In the marine boundary layer, air-sea interaction processes have an impact on radar and infrared propagation. Range performance near the sea surface depends on the meteorological conditions and sea surface roughness. Strong gradients of humidity and temperature close to the air-water interface are most often the reason for abnormal propagation effects such as ducting or mirage. For ship borne radars the evaporation duct is the dominant propagation mechanism affecting the maximum detection range of horizon-search radars. Ducting can also increase sea clutter return within and beyond the geometric horizon. Surface-based ducts can enhance land clutter return from extended ranges. During a sea trial in the Baltic Sea in 2005, FWG characterized the environmental boundary layer. In-situ measurements included recordings of atmospheric and sea surface parameters. Simultaneous investigations were carried out at the land based test site and on board two ships.

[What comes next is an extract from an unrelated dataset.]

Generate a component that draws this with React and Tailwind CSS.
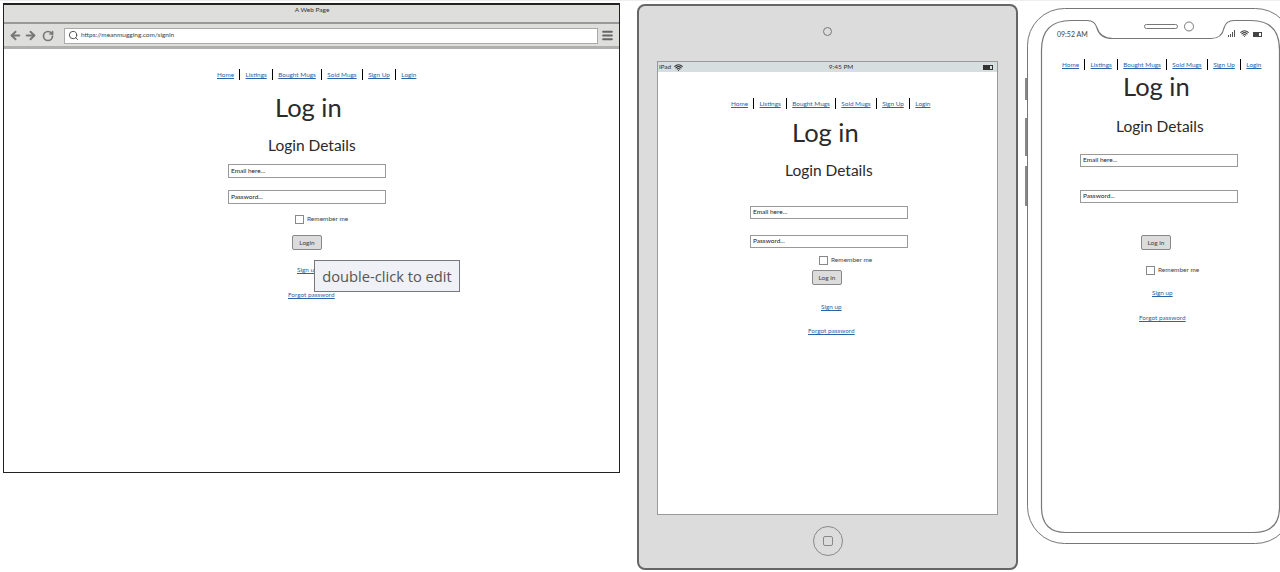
import React from "react";
import { ArrowLeft, ArrowRight, RotateCw, Search, Menu, Wifi } from "lucide-react";

const font = { fontFamily: "Lato, 'Noto Sans', sans-serif" };

function A({ children, className = "" }) {
  return <a className={`text-[#2a64a8] underline text-[6.4px] leading-[9px] whitespace-nowrap ${className}`}>{children}</a>;
}

function Nav({ className = "" }) {
  const items = ["Home", "Listings", "Bought Mugs", "Sold Mugs", "Sign Up", "Login"];
  return (
    <div className={`flex items-center h-[11px] ${className}`}>
      {items.map((t, i) => (
        <React.Fragment key={t}>
          {i > 0 && <span className="w-px h-[11px] bg-black mx-[5.25px]" />}
          <A>{t}</A>
        </React.Fragment>
      ))}
    </div>
  );
}

function Field({ children, className = "" }) {
  return (
    <div className={`w-[158px] border border-[#999] text-[#222] text-[6.5px] leading-none px-[2px] flex items-center bg-white ${className}`}>
      {children}
    </div>
  );
}

function Remember({ className = "" }) {
  return (
    <div className={`flex items-center gap-[3px] ${className}`}>
      <span className="w-[9px] h-[9px] border border-[#888] bg-white" />
      <span className="text-[#444] text-[6.5px] leading-none whitespace-nowrap">Remember me</span>
    </div>
  );
}

function Btn({ children, className = "" }) {
  return (
    <div className={`w-[30px] h-[15px] rounded-[2px] border border-[#888] bg-[#dcdcdc] text-[#444] text-[6.5px] flex items-center justify-center ${className}`}>
      {children}
    </div>
  );
}

function Browser() {
  return (
    <div className="absolute left-[3px] top-[3px] w-[617px] h-[470px] border border-[#222] border-t-2 bg-white flex flex-col">
      <div className="h-[19px] bg-[#dededc] border-b-2 border-[#999] shrink-0 flex justify-center text-[#333] text-[6.5px] leading-[9px]">
        <span className="ml-[1px]">A Web Page</span>
      </div>
      <div className="h-[25px] bg-[#dededc] border-b-[3px] border-[#b0b0ae] shrink-0 flex items-center pl-[5px] pr-[5px] pt-px">
        <ArrowLeft size={13} strokeWidth={3.6} color="#777" />
        <ArrowRight size={13} strokeWidth={3.6} color="#777" className="ml-[2px]" />
        <RotateCw size={12} strokeWidth={3.4} color="#777" className="ml-[5px]" />
        <div className="ml-[10px] flex-1 h-[16px] border border-[#aaa] bg-white flex items-center pl-[3px] gap-[2px]">
          <Search size={11} strokeWidth={2} color="#444" />
          <span className="text-[#444] text-[6.5px] leading-none">https://meanmugging.com/signin</span>
        </div>
        <Menu size={13} strokeWidth={3.8} color="#666" className="ml-[3px]" />
      </div>
      <div className="relative flex-1">
        <Nav className="ml-[213px] mt-[20px]" />
        <h1 className="ml-[271px] mt-[12px] text-[25.5px] leading-[30px] text-[#2a2a2a]">Log in</h1>
        <h2 className="ml-[264px] mt-[13px] text-[15.5px] leading-[20px] text-[#2a2a2a] whitespace-nowrap">Login Details</h2>
        <Field className="ml-[224px] mt-[9px] h-[14px]">Email here...</Field>
        <Field className="ml-[224px] mt-[12px] h-[14px]">Password...</Field>
        <Remember className="ml-[291px] mt-[11px]" />
        <Btn className="ml-[288px] mt-[11px]">Login</Btn>
        <div className="ml-[293px] mt-[15px] h-[9px] flex"><A>Sign up</A></div>
        <div className="ml-[284px] mt-[16px] h-[9px] flex"><A>Forgot password</A></div>
        <div className="absolute left-[310px] top-[211px] w-[146px] h-[32px] bg-[#eff1f7] border border-[#777] text-[#555] text-[14.7px] flex items-center justify-center whitespace-nowrap" style={{ fontFamily: "'Open Sans', sans-serif" }}>
          double-click to edit
        </div>
      </div>
    </div>
  );
}

function Ipad() {
  return (
    <div className="absolute left-[637px] top-[4px] w-[381px] h-[566px] rounded-[8px] border-2 border-[#666] bg-[#dcdcdc] flex flex-col items-center">
      <div className="w-[9px] h-[9px] rounded-full border border-[#777] mt-[21px] shrink-0" />
      <div className="w-[341px] h-[454px] mt-[25px] border border-[#999] bg-white shrink-0 flex flex-col">
        <div className="h-[10px] bg-[#d6dee0] flex items-center justify-between px-[1px] text-[#333] text-[6.5px] leading-none shrink-0">
          <span className="flex items-center gap-[3px]">iPad <Wifi size={9} strokeWidth={3} color="#333" /></span>
          <span className="ml-[16px]">9:45 PM</span>
          <span className="w-[10px] h-[5px] border border-[#333] mr-[3px] flex"><span className="w-[6px] bg-[#333]" /></span>
        </div>
        <Nav className="ml-[73px] mt-[26px]" />
        <h1 className="ml-[134px] mt-[8px] text-[25.5px] leading-[30px] text-[#2a2a2a]">Log in</h1>
        <h2 className="ml-[127px] mt-[13px] text-[15.5px] leading-[20px] text-[#2a2a2a] whitespace-nowrap">Login Details</h2>
        <Field className="ml-[92px] mt-[26px] h-[13px]">Email here...</Field>
        <Field className="ml-[92px] mt-[16px] h-[13px]">Password...</Field>
        <Remember className="ml-[161px] mt-[8px]" />
        <Btn className="ml-[154px] mt-[5px]">Log in</Btn>
        <div className="ml-[163px] mt-[17px] h-[9px] flex"><A>Sign up</A></div>
        <div className="ml-[150px] mt-[15px] h-[9px] flex"><A>Forgot password</A></div>
      </div>
      <div className="w-[30px] h-[30px] rounded-full border border-[#888] mt-[11px] flex items-center justify-center shrink-0">
        <span className="w-[10px] h-[10px] rounded-[2px] border border-[#888]" />
      </div>
    </div>
  );
}

function PhoneFrame() {
  return (
    <svg className="absolute left-0 top-0" width="280" height="572" fill="none" stroke="#777">
      <rect x="2.5" y="8.5" width="265" height="535" rx="37" />
      <path strokeWidth="1.2" d="M16.5 50 Q16.5 20.5 46 20.5 H62 Q70 20.5 72 28 Q75 38.5 88 38.5 H186 Q197 38.5 199 28 Q201 20.5 209 20.5 H226 Q254.5 20.5 254.5 50 V507 Q254.5 532.5 229 532.5 H41 Q16.5 532.5 16.5 507 Z" />
      <rect x="119.5" y="24.5" width="33" height="4" rx="2" />
      <circle cx="164" cy="26.5" r="4.5" />
      <g stroke="none" fill="#888">
        <rect x="0" y="78" width="2" height="22" />
        <rect x="0" y="118" width="2" height="38" />
        <rect x="0" y="166" width="2" height="40" />
      </g>
      <g stroke="none" fill="#555">
        <rect x="203" y="35" width="1" height="2" />
        <rect x="205" y="34" width="1" height="3" />
        <rect x="207" y="32" width="1" height="5" />
        <rect x="209" y="30" width="1" height="7" />
      </g>
      <rect x="228.5" y="32.5" width="8" height="4" stroke="#444" />
      <rect x="229" y="33" width="5" height="3" fill="#444" stroke="none" />
    </svg>
  );
}

function Iphone() {
  return (
    <div className="absolute left-[1025px] top-0 w-[255px] h-[572px] overflow-hidden">
      <PhoneFrame />
      <div className="relative flex flex-col">
        <div className="absolute left-[32px] top-[30px] flex w-[40px] text-[#444] text-[7px] leading-[9px] whitespace-nowrap">09:52 AM</div>
        <Wifi className="absolute left-[215px] top-[29px]" size={9} strokeWidth={3} color="#444" />
        <Nav className="ml-[37px] mt-[59px]" />
        <h1 className="ml-[98px] mt-px text-[25.5px] leading-[30px] text-[#2a2a2a]">Log in</h1>
        <h2 className="ml-[91px] mt-[15px] text-[15.5px] leading-[20px] text-[#2a2a2a] whitespace-nowrap">Login Details</h2>
        <Field className="ml-[55px] mt-[18px] h-[13px]">Email here...</Field>
        <Field className="ml-[55px] mt-[23px] h-[13px]">Password...</Field>
        <Btn className="ml-[116px] mt-[32px]">Log in</Btn>
        <Remember className="ml-[121px] mt-[16px]" />
        <div className="ml-[127px] mt-[13px] h-[9px] flex"><A>Sign up</A></div>
        <div className="ml-[114px] mt-[16px] h-[9px] flex"><A>Forgot password</A></div>
      </div>
    </div>
  );
}

export default function App() {
  return (
    <div className="relative w-[1280px] h-[572px] overflow-hidden bg-white" style={font}>
      <div className="h-px bg-[#eeeeee]" />
      <Browser />
      <Ipad />
      <Iphone />
    </div>
  );
}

Based on FWG-buoy measurements and radiosoundings the sea surface and meteorological conditions were analyzed to study refractive variability within the maritime boundary layer. We compared measurement results with predictions of the mesoscale meteorological Local Model (LM), developed by German Weather Service. Radar propagation was measured in addition to atmospheric conditions. A research vessel was illuminated by radar operating at X-band on outbound and inbound runs. The radar system was located at the pier of the land based test site. Radar propagation characteristics were measured on board the ship with two omni directional antennas mounted in 5.5 m and 16.8 m height above mean sea level. Results of refractive variability are presented in conjunction with radar propagation data and model outputs.